Write out the full listing exactly as given, minus the images.
══════════
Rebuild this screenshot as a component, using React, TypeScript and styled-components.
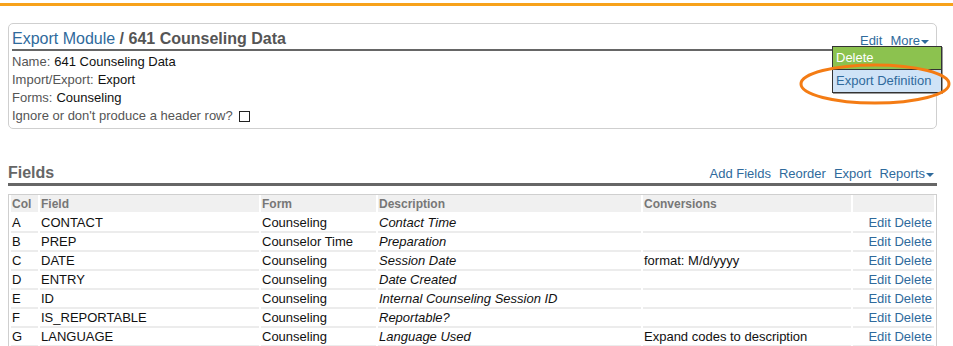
import React from "react";
import styled, { createGlobalStyle } from "styled-components";

const Global = createGlobalStyle`
  html, body { margin: 0; padding: 0; background: #fff; }
  body { font-family: "Liberation Sans", Arial, sans-serif; font-size: 13px; color: #111; }
`;

const TopBar = styled.div`
  margin-top: 3px;
  height: 3px;
  background: #f7a21b;
`;

const Page = styled.div`
  padding: 0 16px 0 8px;
`;

const Panel = styled.div`
  position: relative;
  margin-top: 17px;
  border: 1px solid #cfcfcf;
  border-radius: 5px;
  padding: 6px 4px 3px 3px;
`;

const PanelHead = styled.div`
  display: flex;
  align-items: flex-end;
  justify-content: space-between;
  border-bottom: 2px solid #666;
  height: 19px;
`;

const Title = styled.div`
  font-size: 16px;
  line-height: 20px;
  font-weight: bold;
  color: #555;
`;

const TitleLink = styled.span`
  color: #2f6a9c;
  font-weight: normal;
`;

const Links = styled.div`
  display: flex;
  gap: 8px;
  font-size: 13px;
  line-height: 17px;
  color: #2f6a9c;
  padding-right: 3px;
`;

const Caret = styled.span`
  display: inline-block;
  width: 0;
  height: 0;
  border-left: 4px solid transparent;
  border-right: 4px solid transparent;
  border-top: 4px solid #2f6a9c;
  margin-left: 1px;
  vertical-align: middle;
`;

const Info = styled.div`
  margin-top: 2px;
`;

const InfoRow = styled.div`
  height: 18px;
  line-height: 18px;
  display: flex;
  align-items: center;
  gap: 4px;
`;

const Label = styled.span`
  color: #555;
`;

const Check = styled.span`
  display: inline-block;
  width: 9px;
  height: 9px;
  border: 1px solid #222;
  margin-left: 2px;
`;

const Menu = styled.div`
  position: absolute;
  left: 823px;
  top: 22px;
  width: 108px;
  border: 1px solid #333;
  box-shadow: 1px 1px 0 #999;
`;

const MenuItem = styled.div<{ $active?: boolean }>`
  height: 22px;
  line-height: 22px;
  padding-left: 3px;
  font-size: 13px;
  background: ${(p) => (p.$active ? "#8cc24f" : "#cfe3f7")};
  color: ${(p) => (p.$active ? "#fff" : "#2f6a9c")};
  border-bottom: ${(p) => (p.$active ? "1px solid #333" : "none")};
`;

const Highlight = styled.svg`
  position: absolute;
  left: 790px;
  top: 39px;
  overflow: visible;
`;

const SectionHead = styled.div`
  margin-top: 35px;
  display: flex;
  align-items: baseline;
  justify-content: space-between;
  border-bottom: 3px solid #666;
  height: 19px;
`;

const SectionTitle = styled.div`
  font-size: 16px;
  font-weight: bold;
  color: #666;
`;

const Table = styled.table`
  margin-top: 8px;
  width: 100%;
  border: 1px solid #cfcfcf;
  border-spacing: 2px 0;
  border-collapse: separate;
  table-layout: fixed;
`;

const Th = styled.th`
  background: #f0f0f0;
  color: #777;
  text-align: left;
  font-weight: bold;
  font-size: 12px;
  height: 17px;
  padding: 0 2px 0 1px;
  border-bottom: 2px solid #fff;
`;

const Td = styled.td<{ $italic?: boolean; $right?: boolean }>`
  height: 17px;
  padding: 0 2px 0 1px;
  font-size: 13px;
  border-bottom: 2px solid #ececec;
  white-space: nowrap;
  overflow: hidden;
  font-style: ${(p) => (p.$italic ? "italic" : "normal")};
  text-align: ${(p) => (p.$right ? "right" : "left")};
  color: ${(p) => (p.$right ? "#2f6a9c" : "#111")};
`;

const rows = [
  ["A", "CONTACT", "Counseling", "Contact Time", ""],
  ["B", "PREP", "Counselor Time", "Preparation", ""],
  ["C", "DATE", "Counseling", "Session Date", "format: M/d/yyyy"],
  ["D", "ENTRY", "Counseling", "Date Created", ""],
  ["E", "ID", "Counseling", "Internal Counseling Session ID", ""],
  ["F", "IS_REPORTABLE", "Counseling", "Reportable?", ""],
  ["G", "LANGUAGE", "Counseling", "Language Used", "Expand codes to description"],
];

export default function App() {
  return (
    <>
      <Global />
      <TopBar />
      <Page>
        <Panel>
          <PanelHead>
            <Title>
              <TitleLink>Export Module</TitleLink> / 641 Counseling Data
            </Title>
            <Links>
              <span>Edit</span>
              <span>
                More
                <Caret />
              </span>
            </Links>
          </PanelHead>
          <Info>
            <InfoRow>
              <Label>Name:</Label> 641 Counseling Data
            </InfoRow>
            <InfoRow>
              <Label>Import/Export:</Label> Export
            </InfoRow>
            <InfoRow>
              <Label>Forms:</Label> Counseling
            </InfoRow>
            <InfoRow>
              <Label>Ignore or don't produce a header row?</Label>
              <Check />
            </InfoRow>
          </Info>
          <Menu>
            <MenuItem $active>Delete</MenuItem>
            <MenuItem>Export Definition</MenuItem>
          </Menu>
          <Highlight width="152" height="42" viewBox="0 0 152 42">
            <ellipse cx="76" cy="21" rx="74" ry="19" fill="none" stroke="#f47c14" strokeWidth="3" />
          </Highlight>
        </Panel>
        <SectionHead>
          <SectionTitle>Fields</SectionTitle>
          <Links>
            <span>Add Fields</span>
            <span>Reorder</span>
            <span>Export</span>
            <span>
              Reports
              <Caret />
            </span>
          </Links>
        </SectionHead>
        <Table>
          <colgroup>
            <col style={{ width: 27 }} />
            <col style={{ width: 219 }} />
            <col style={{ width: 115 }} />
            <col style={{ width: 263 }} />
            <col style={{ width: 208 }} />
            <col />
          </colgroup>
          <thead>
            <tr>
              <Th>Col</Th>
              <Th>Field</Th>
              <Th>Form</Th>
              <Th>Description</Th>
              <Th>Conversions</Th>
              <Th></Th>
            </tr>
          </thead>
          <tbody>
            {rows.map((r) => (
              <tr key={r[0]}>
                <Td>{r[0]}</Td>
                <Td>{r[1]}</Td>
                <Td>{r[2]}</Td>
                <Td $italic>{r[3]}</Td>
                <Td>{r[4]}</Td>
                <Td $right>Edit Delete</Td>
              </tr>
            ))}
          </tbody>
        </Table>
      </Page>
    </>
  );
}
══════════
== Output for this task ==
Rebuild this screenshot as a component, using React, TypeScript and styled-components.
import React from "react";
import styled, { createGlobalStyle } from "styled-components";

const Global = createGlobalStyle`
  html, body { margin: 0; padding: 0; background: #fff; }
  body { font-family: "Liberation Sans", Arial, sans-serif; font-size: 13px; color: #111; }
`;

const TopBar = styled.div`
  margin-top: 3px;
  height: 3px;
  background: #f7a21b;
`;

const Page = styled.div`
  padding: 0 16px 0 8px;
`;

const Panel = styled.div`
  position: relative;
  margin-top: 17px;
  border: 1px solid #cfcfcf;
  border-radius: 5px;
  padding: 6px 4px 3px 3px;
`;

const PanelHead = styled.div`
  display: flex;
  align-items: flex-end;
  justify-content: space-between;
  border-bottom: 2px solid #666;
  height: 19px;
`;

const Title = styled.div`
  font-size: 16px;
  line-height: 20px;
  font-weight: bold;
  color: #555;
`;

const TitleLink = styled.span`
  color: #2f6a9c;
  font-weight: normal;
`;

const Links = styled.div`
  display: flex;
  gap: 8px;
  font-size: 13px;
  line-height: 17px;
  color: #2f6a9c;
  padding-right: 3px;
`;

const Caret = styled.span`
  display: inline-block;
  width: 0;
  height: 0;
  border-left: 4px solid transparent;
  border-right: 4px solid transparent;
  border-top: 4px solid #2f6a9c;
  margin-left: 1px;
  vertical-align: middle;
`;

const Info = styled.div`
  margin-top: 2px;
`;

const InfoRow = styled.div`
  height: 18px;
  line-height: 18px;
  display: flex;
  align-items: center;
  gap: 4px;
`;

const Label = styled.span`
  color: #555;
`;

const Check = styled.span`
  display: inline-block;
  width: 9px;
  height: 9px;
  border: 1px solid #222;
  margin-left: 2px;
`;

const Menu = styled.div`
  position: absolute;
  left: 823px;
  top: 22px;
  width: 108px;
  border: 1px solid #333;
  box-shadow: 1px 1px 0 #999;
`;

const MenuItem = styled.div<{ $active?: boolean }>`
  height: 22px;
  line-height: 22px;
  padding-left: 3px;
  font-size: 13px;
  background: ${(p) => (p.$active ? "#8cc24f" : "#cfe3f7")};
  color: ${(p) => (p.$active ? "#fff" : "#2f6a9c")};
  border-bottom: ${(p) => (p.$active ? "1px solid #333" : "none")};
`;

const Highlight = styled.svg`
  position: absolute;
  left: 790px;
  top: 39px;
  overflow: visible;
`;

const SectionHead = styled.div`
  margin-top: 35px;
  display: flex;
  align-items: baseline;
  justify-content: space-between;
  border-bottom: 3px solid #666;
  height: 19px;
`;

const SectionTitle = styled.div`
  font-size: 16px;
  font-weight: bold;
  color: #666;
`;

const Table = styled.table`
  margin-top: 8px;
  width: 100%;
  border: 1px solid #cfcfcf;
  border-spacing: 2px 0;
  border-collapse: separate;
  table-layout: fixed;
`;

const Th = styled.th`
  background: #f0f0f0;
  color: #777;
  text-align: left;
  font-weight: bold;
  font-size: 12px;
  height: 17px;
  padding: 0 2px 0 1px;
  border-bottom: 2px solid #fff;
`;

const Td = styled.td<{ $italic?: boolean; $right?: boolean }>`
  height: 17px;
  padding: 0 2px 0 1px;
  font-size: 13px;
  border-bottom: 2px solid #ececec;
  white-space: nowrap;
  overflow: hidden;
  font-style: ${(p) => (p.$italic ? "italic" : "normal")};
  text-align: ${(p) => (p.$right ? "right" : "left")};
  color: ${(p) => (p.$right ? "#2f6a9c" : "#111")};
`;

const rows = [
  ["A", "CONTACT", "Counseling", "Contact Time", ""],
  ["B", "PREP", "Counselor Time", "Preparation", ""],
  ["C", "DATE", "Counseling", "Session Date", "format: M/d/yyyy"],
  ["D", "ENTRY", "Counseling", "Date Created", ""],
  ["E", "ID", "Counseling", "Internal Counseling Session ID", ""],
  ["F", "IS_REPORTABLE", "Counseling", "Reportable?", ""],
  ["G", "LANGUAGE", "Counseling", "Language Used", "Expand codes to description"],
];

export default function App() {
  return (
    <>
      <Global />
      <TopBar />
      <Page>
        <Panel>
          <PanelHead>
            <Title>
              <TitleLink>Export Module</TitleLink> / 641 Counseling Data
            </Title>
            <Links>
              <span>Edit</span>
              <span>
                More
                <Caret />
              </span>
            </Links>
          </PanelHead>
          <Info>
            <InfoRow>
              <Label>Name:</Label> 641 Counseling Data
            </InfoRow>
            <InfoRow>
              <Label>Import/Export:</Label> Export
            </InfoRow>
            <InfoRow>
              <Label>Forms:</Label> Counseling
            </InfoRow>
            <InfoRow>
              <Label>Ignore or don't produce a header row?</Label>
              <Check />
            </InfoRow>
          </Info>
          <Menu>
            <MenuItem $active>Delete</MenuItem>
            <MenuItem>Export Definition</MenuItem>
          </Menu>
          <Highlight width="152" height="42" viewBox="0 0 152 42">
            <ellipse cx="76" cy="21" rx="74" ry="19" fill="none" stroke="#f47c14" strokeWidth="3" />
          </Highlight>
        </Panel>
        <SectionHead>
          <SectionTitle>Fields</SectionTitle>
          <Links>
            <span>Add Fields</span>
            <span>Reorder</span>
            <span>Export</span>
            <span>
              Reports
              <Caret />
            </span>
          </Links>
        </SectionHead>
        <Table>
          <colgroup>
            <col style={{ width: 27 }} />
            <col style={{ width: 219 }} />
            <col style={{ width: 115 }} />
            <col style={{ width: 263 }} />
            <col style={{ width: 208 }} />
            <col />
          </colgroup>
          <thead>
            <tr>
              <Th>Col</Th>
              <Th>Field</Th>
              <Th>Form</Th>
              <Th>Description</Th>
              <Th>Conversions</Th>
              <Th></Th>
            </tr>
          </thead>
          <tbody>
            {rows.map((r) => (
              <tr key={r[0]}>
                <Td>{r[0]}</Td>
                <Td>{r[1]}</Td>
                <Td>{r[2]}</Td>
                <Td $italic>{r[3]}</Td>
                <Td>{r[4]}</Td>
                <Td $right>Edit Delete</Td>
              </tr>
            ))}
          </tbody>
        </Table>
      </Page>
    </>
  );
}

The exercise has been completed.